The 1.7-litre engine is willing at low revs and gets up to speed with little fuss thanks to a fairly linear power delivery. It is, however, almost two seconds slower to 62mph than a Qashqai, at 13.7sec to 62mph, mainly due to its significant kerb weight - the Tucson tips the scales at 2 tonnes, meaning it struggles to match its rivals for performance, economy or emissions.
Road and wind noise isn't too bad; the engine can be quite vocal under harder acceleration and it grumbles around town, sending some vibrations through the pedals and gearstick, while tyre noise builds noticeably at motorway speeds, although it is no worse than what you'll experience in most of the Tucson's rivals. The six-speed gearbox also has a substantial feel when shifting between ratios.
Despite that kerb weight, the Tucson handles well, its relatively firm suspension keeping body roll in check and maintaining composure on roundabouts and through a series of bends.
Around town the steering is light and precise but offers very little feedback. However, as the speed builds, the steering becomes increasingly vague and inconsistent, meaning you lack the confidence to commit to more challenging corners. The issue is particularly prominent when the standard Lane Keeping Assist System is active.
On smooth and well-maintained but undulating roads the Tucson feels nicely tied down, while speed humps are dealt with without too much body bounce. That said, the firm set-up struggles on rougher surfaces and can be quite uncomfortable over expansion joints at higher speeds.
Access and ride height are very good, meaning you're able to slide seamlessly through the large door aperture and into the driver’s seat. Getting comfortable is easy with seat height adjustment and an adjustable reach and rake steering wheel. There’s plenty of room for six footers and visibility is excellent all round, aided by a reversing camera and parking sensors.
Three adults can sit more comfortably in the rear than is possible in most small crossovers, thanks to a low transmission tunnel and good head, leg and shoulder room, although two adults will be happier in the back on a long journey. The boot has a square opening and its floor is level with a low loading lip. With the back seats folded down, though, the extended load bay floor isn’t quite flat.
High-quality cabin materials have been strategically used to give a more upmarket feel in the areas you come into contact with. However, the top of the dash comes in a harder plastic and spills too far down the facia, undermining the effort taken. The controls are easy to use and well damped, though.

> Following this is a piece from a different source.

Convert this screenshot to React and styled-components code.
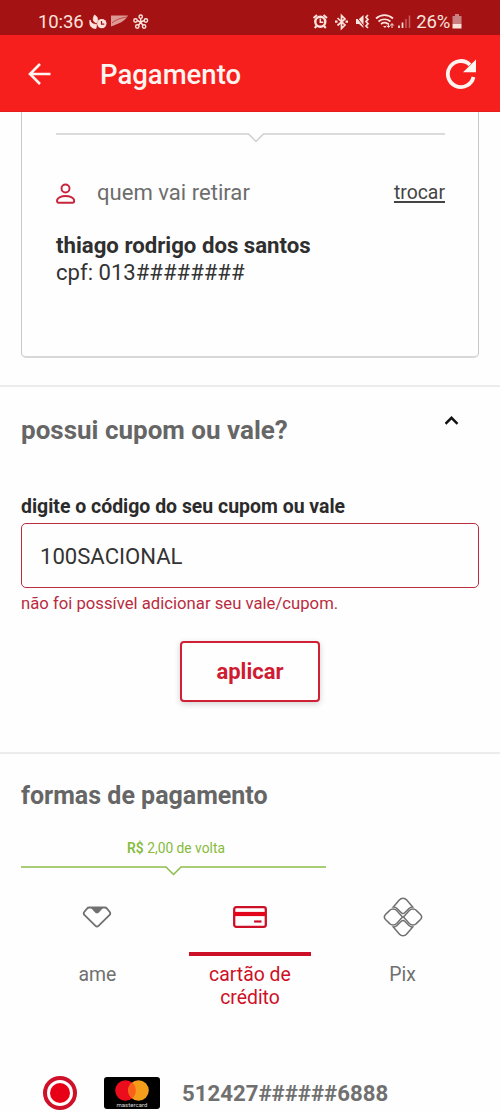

Standard equipment levels are generous, with automatic headlights, LED daytime running lights, Bluetooth connectivity, USB connections and a five-year unlimited-mileage warranty. SE Nav adds 17in alloy wheels, an 8in colour touchscreen sat-nav, DAB radio, heated front seats, lumbar support, dual-zone climate control and cruise control.
Safety equipment includes a full-size spare wheel, six airbags and electronic stability control. The Tucson has yet to receive its Euro NCAP rating.